Having tried making territory in every shape and form, the weary world brings its experimenting to a conclusion in county Cork. Gougane Barra is a deep tarn held in a cup of crusty mountains: on the open side the infant river Lee frolics out of its rock-ribbed, mountainous nursery.

* * *

It was around this time too that Davoc and I tried our hands at the hard labour that footing turf really is. During the summer of 1955 Bord na Móna, up the road from us here, was paying very good money on a piecework basis. We were trying to get enough money together to buy a bicycle each. In those days a good new bicycle cost in the region of £14. In Bord na Móna they were getting thirty shillings per plot of turf footed. A plot comprised one acre of machine cut turf lying tightly knit in long rows flat on the ground. So if you managed to foot say only ten plots each you had your bicycle. A good worker could easily foot a plot of turf a day and get well started into a second one. It all sounded fine in theory. Given that we worked like everyone else we should have our bicycles in about two weeks' time.

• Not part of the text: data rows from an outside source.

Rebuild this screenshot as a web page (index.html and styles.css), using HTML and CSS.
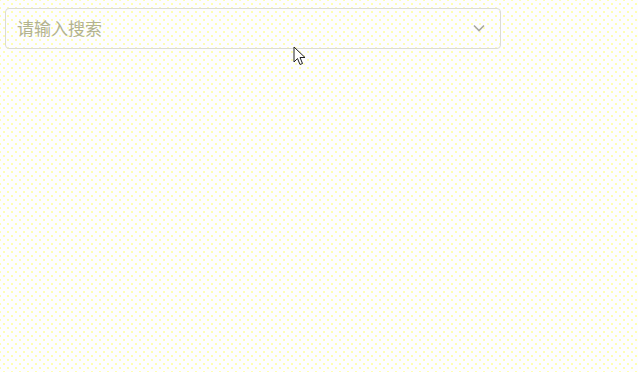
FILE: index.html
```html
<!DOCTYPE html>
<html>
<head>
    <meta charset="utf-8">
    <link rel="stylesheet" href="styles.css">
</head>
<body>
    <div class="page">
        <div class="select">
            <input class="select-input" type="text" placeholder="请输入搜索" readonly>
            <span class="select-arrow">
                <svg width="14" height="14" viewBox="0 0 14 14">
                    <path d="M2 4.5 L7 9.5 L12 4.5" fill="none" stroke="#a8a8a0" stroke-width="1.6"/>
                </svg>
            </span>
        </div>
    </div>

    <!-- mouse pointer from the capture -->
    <svg class="cursor" width="14" height="22" viewBox="0 0 14 22">
        <path d="M1 1 L1 16 L4.5 12.5 L7 18.5 L9.5 17.5 L7 11.5 L12 11.5 Z" fill="#fff" stroke="#222" stroke-width="1" stroke-linejoin="round"/>
    </svg>
</body>
</html>
```

FILE: styles.css
```css
* {
    margin: 0;
    padding: 0;
    box-sizing: border-box;
}

html, body {
    width: 100%;
    height: 100%;
    overflow: hidden;
}

body {
    background-color: #fdfdff;
    background-image:
        radial-gradient(circle, #ffff88 0.6px, transparent 0.9px),
        radial-gradient(circle, #ffff88 0.6px, transparent 0.9px);
    background-size: 8px 8px;
    background-position: 0 0, 4px 4px;
    font-family: "Noto Sans CJK SC", "Noto Sans", sans-serif;
}

.page {
    padding: 8px 5px;
}

.select {
    position: relative;
    width: 496px;
    height: 41px;
    border: 1px solid #dcdcd2;
    border-radius: 4px;
    display: flex;
    align-items: center;
}

.select-input {
    flex: 1;
    height: 100%;
    border: none;
    outline: none;
    background: transparent;
    padding: 0 30px 3px 11px;
    font-family: "Noto Sans CJK SC", "Noto Sans", sans-serif;
    font-size: 17px;
    color: #606266;
}

.select-input::placeholder {
    color: #b2b290;
}

.select-arrow {
    width: 30px;
    display: flex;
    justify-content: center;
    align-items: center;
    padding-right: 12px;
    padding-bottom: 2px;
}

.cursor {
    position: absolute;
    left: 293px;
    top: 46px;
}
```
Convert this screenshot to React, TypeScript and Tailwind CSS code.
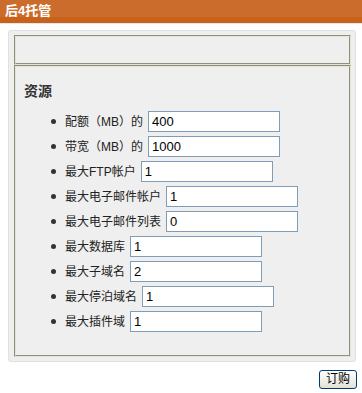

But with us there was absolutely no chance of success. Footing turf is the most soul destroying, boring and backbreaking work that I have ever put my hands to. There we were, young, fit and motivated and between us we staggered to foot a half a plot a day. If you do not do this properly the ganger Con Burke might come along and kick down your day's work. There are no short cuts, no tricks of the trade. You just get on with it and do it and do it right, as they would have said at the time.